**Short task:** Return the material word for word. Do not include pictures.

──────────

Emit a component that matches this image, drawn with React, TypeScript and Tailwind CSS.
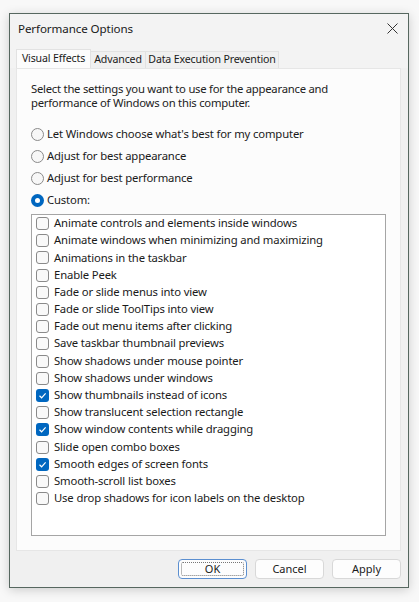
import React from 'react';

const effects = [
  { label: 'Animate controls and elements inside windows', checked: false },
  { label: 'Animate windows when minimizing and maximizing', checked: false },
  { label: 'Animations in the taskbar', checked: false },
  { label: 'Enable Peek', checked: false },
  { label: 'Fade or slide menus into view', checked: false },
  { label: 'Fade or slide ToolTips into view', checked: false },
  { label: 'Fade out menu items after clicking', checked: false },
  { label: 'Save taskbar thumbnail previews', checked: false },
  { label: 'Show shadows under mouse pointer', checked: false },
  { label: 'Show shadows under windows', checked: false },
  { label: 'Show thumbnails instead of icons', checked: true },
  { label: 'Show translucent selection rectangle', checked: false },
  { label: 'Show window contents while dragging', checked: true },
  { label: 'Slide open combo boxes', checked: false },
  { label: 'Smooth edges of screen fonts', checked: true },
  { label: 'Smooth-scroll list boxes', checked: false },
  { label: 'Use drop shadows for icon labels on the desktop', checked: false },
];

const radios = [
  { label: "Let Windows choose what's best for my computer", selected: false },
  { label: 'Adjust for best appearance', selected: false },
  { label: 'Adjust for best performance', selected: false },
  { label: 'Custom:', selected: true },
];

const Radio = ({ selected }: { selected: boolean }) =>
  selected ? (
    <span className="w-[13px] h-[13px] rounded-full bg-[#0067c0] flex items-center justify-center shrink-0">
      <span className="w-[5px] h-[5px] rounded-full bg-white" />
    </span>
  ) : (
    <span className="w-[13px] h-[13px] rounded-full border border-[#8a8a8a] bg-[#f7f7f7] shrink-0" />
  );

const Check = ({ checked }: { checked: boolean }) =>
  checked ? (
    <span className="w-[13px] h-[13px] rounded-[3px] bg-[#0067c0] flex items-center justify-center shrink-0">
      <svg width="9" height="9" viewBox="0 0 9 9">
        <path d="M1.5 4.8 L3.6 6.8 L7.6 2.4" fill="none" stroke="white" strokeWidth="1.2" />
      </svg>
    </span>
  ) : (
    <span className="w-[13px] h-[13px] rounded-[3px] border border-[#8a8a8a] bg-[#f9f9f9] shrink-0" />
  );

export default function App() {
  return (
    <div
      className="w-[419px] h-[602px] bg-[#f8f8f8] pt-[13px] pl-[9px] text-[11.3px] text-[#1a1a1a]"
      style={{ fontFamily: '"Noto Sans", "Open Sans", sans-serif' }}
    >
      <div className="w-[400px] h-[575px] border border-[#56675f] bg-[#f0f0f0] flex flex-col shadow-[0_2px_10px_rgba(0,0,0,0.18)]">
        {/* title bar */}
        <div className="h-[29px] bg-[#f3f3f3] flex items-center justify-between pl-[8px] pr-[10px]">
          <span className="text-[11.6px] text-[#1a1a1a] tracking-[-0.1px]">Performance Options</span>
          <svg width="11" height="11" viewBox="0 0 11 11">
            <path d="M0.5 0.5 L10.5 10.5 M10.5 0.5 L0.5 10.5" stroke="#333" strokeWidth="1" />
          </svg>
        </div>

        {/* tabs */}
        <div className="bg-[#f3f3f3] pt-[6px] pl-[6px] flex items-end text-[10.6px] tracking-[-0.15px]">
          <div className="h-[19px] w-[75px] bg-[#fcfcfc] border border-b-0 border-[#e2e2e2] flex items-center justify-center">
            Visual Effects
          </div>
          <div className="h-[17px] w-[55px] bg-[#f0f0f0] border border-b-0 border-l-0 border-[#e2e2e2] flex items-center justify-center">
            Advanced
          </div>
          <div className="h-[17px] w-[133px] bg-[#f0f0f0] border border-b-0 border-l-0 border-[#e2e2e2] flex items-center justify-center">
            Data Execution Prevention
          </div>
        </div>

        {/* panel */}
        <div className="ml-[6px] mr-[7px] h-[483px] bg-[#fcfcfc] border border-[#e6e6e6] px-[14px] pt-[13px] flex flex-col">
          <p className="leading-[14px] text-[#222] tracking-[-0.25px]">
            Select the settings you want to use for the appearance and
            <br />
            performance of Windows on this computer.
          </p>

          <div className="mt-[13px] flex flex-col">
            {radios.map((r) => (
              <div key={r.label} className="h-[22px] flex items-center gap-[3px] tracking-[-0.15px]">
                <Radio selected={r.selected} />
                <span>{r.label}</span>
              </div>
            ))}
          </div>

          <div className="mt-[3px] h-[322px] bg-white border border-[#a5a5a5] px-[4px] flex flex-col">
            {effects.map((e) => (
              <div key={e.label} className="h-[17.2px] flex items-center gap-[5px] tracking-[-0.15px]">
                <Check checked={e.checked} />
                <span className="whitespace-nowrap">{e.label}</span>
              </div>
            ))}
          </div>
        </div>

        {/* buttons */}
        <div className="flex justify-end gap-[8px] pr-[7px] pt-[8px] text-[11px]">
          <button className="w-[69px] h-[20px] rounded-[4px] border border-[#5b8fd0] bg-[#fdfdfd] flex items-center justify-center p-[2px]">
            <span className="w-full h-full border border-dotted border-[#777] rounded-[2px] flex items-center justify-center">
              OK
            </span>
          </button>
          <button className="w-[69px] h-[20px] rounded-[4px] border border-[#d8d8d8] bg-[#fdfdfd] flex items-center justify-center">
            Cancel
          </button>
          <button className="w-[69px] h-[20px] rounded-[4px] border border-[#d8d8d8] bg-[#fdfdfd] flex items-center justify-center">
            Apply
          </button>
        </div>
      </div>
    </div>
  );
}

──────────

**Final answer:**
Emit a component that matches this image, drawn with React, TypeScript and Tailwind CSS.
import React from 'react';

const effects = [
  { label: 'Animate controls and elements inside windows', checked: false },
  { label: 'Animate windows when minimizing and maximizing', checked: false },
  { label: 'Animations in the taskbar', checked: false },
  { label: 'Enable Peek', checked: false },
  { label: 'Fade or slide menus into view', checked: false },
  { label: 'Fade or slide ToolTips into view', checked: false },
  { label: 'Fade out menu items after clicking', checked: false },
  { label: 'Save taskbar thumbnail previews', checked: false },
  { label: 'Show shadows under mouse pointer', checked: false },
  { label: 'Show shadows under windows', checked: false },
  { label: 'Show thumbnails instead of icons', checked: true },
  { label: 'Show translucent selection rectangle', checked: false },
  { label: 'Show window contents while dragging', checked: true },
  { label: 'Slide open combo boxes', checked: false },
  { label: 'Smooth edges of screen fonts', checked: true },
  { label: 'Smooth-scroll list boxes', checked: false },
  { label: 'Use drop shadows for icon labels on the desktop', checked: false },
];

const radios = [
  { label: "Let Windows choose what's best for my computer", selected: false },
  { label: 'Adjust for best appearance', selected: false },
  { label: 'Adjust for best performance', selected: false },
  { label: 'Custom:', selected: true },
];

const Radio = ({ selected }: { selected: boolean }) =>
  selected ? (
    <span className="w-[13px] h-[13px] rounded-full bg-[#0067c0] flex items-center justify-center shrink-0">
      <span className="w-[5px] h-[5px] rounded-full bg-white" />
    </span>
  ) : (
    <span className="w-[13px] h-[13px] rounded-full border border-[#8a8a8a] bg-[#f7f7f7] shrink-0" />
  );

const Check = ({ checked }: { checked: boolean }) =>
  checked ? (
    <span className="w-[13px] h-[13px] rounded-[3px] bg-[#0067c0] flex items-center justify-center shrink-0">
      <svg width="9" height="9" viewBox="0 0 9 9">
        <path d="M1.5 4.8 L3.6 6.8 L7.6 2.4" fill="none" stroke="white" strokeWidth="1.2" />
      </svg>
    </span>
  ) : (
    <span className="w-[13px] h-[13px] rounded-[3px] border border-[#8a8a8a] bg-[#f9f9f9] shrink-0" />
  );

export default function App() {
  return (
    <div
      className="w-[419px] h-[602px] bg-[#f8f8f8] pt-[13px] pl-[9px] text-[11.3px] text-[#1a1a1a]"
      style={{ fontFamily: '"Noto Sans", "Open Sans", sans-serif' }}
    >
      <div className="w-[400px] h-[575px] border border-[#56675f] bg-[#f0f0f0] flex flex-col shadow-[0_2px_10px_rgba(0,0,0,0.18)]">
        {/* title bar */}
        <div className="h-[29px] bg-[#f3f3f3] flex items-center justify-between pl-[8px] pr-[10px]">
          <span className="text-[11.6px] text-[#1a1a1a] tracking-[-0.1px]">Performance Options</span>
          <svg width="11" height="11" viewBox="0 0 11 11">
            <path d="M0.5 0.5 L10.5 10.5 M10.5 0.5 L0.5 10.5" stroke="#333" strokeWidth="1" />
          </svg>
        </div>

        {/* tabs */}
        <div className="bg-[#f3f3f3] pt-[6px] pl-[6px] flex items-end text-[10.6px] tracking-[-0.15px]">
          <div className="h-[19px] w-[75px] bg-[#fcfcfc] border border-b-0 border-[#e2e2e2] flex items-center justify-center">
            Visual Effects
          </div>
          <div className="h-[17px] w-[55px] bg-[#f0f0f0] border border-b-0 border-l-0 border-[#e2e2e2] flex items-center justify-center">
            Advanced
          </div>
          <div className="h-[17px] w-[133px] bg-[#f0f0f0] border border-b-0 border-l-0 border-[#e2e2e2] flex items-center justify-center">
            Data Execution Prevention
          </div>
        </div>

        {/* panel */}
        <div className="ml-[6px] mr-[7px] h-[483px] bg-[#fcfcfc] border border-[#e6e6e6] px-[14px] pt-[13px] flex flex-col">
          <p className="leading-[14px] text-[#222] tracking-[-0.25px]">
            Select the settings you want to use for the appearance and
            <br />
            performance of Windows on this computer.
          </p>

          <div className="mt-[13px] flex flex-col">
            {radios.map((r) => (
              <div key={r.label} className="h-[22px] flex items-center gap-[3px] tracking-[-0.15px]">
                <Radio selected={r.selected} />
                <span>{r.label}</span>
              </div>
            ))}
          </div>

          <div className="mt-[3px] h-[322px] bg-white border border-[#a5a5a5] px-[4px] flex flex-col">
            {effects.map((e) => (
              <div key={e.label} className="h-[17.2px] flex items-center gap-[5px] tracking-[-0.15px]">
                <Check checked={e.checked} />
                <span className="whitespace-nowrap">{e.label}</span>
              </div>
            ))}
          </div>
        </div>

        {/* buttons */}
        <div className="flex justify-end gap-[8px] pr-[7px] pt-[8px] text-[11px]">
          <button className="w-[69px] h-[20px] rounded-[4px] border border-[#5b8fd0] bg-[#fdfdfd] flex items-center justify-center p-[2px]">
            <span className="w-full h-full border border-dotted border-[#777] rounded-[2px] flex items-center justify-center">
              OK
            </span>
          </button>
          <button className="w-[69px] h-[20px] rounded-[4px] border border-[#d8d8d8] bg-[#fdfdfd] flex items-center justify-center">
            Cancel
          </button>
          <button className="w-[69px] h-[20px] rounded-[4px] border border-[#d8d8d8] bg-[#fdfdfd] flex items-center justify-center">
            Apply
          </button>
        </div>
      </div>
    </div>
  );
}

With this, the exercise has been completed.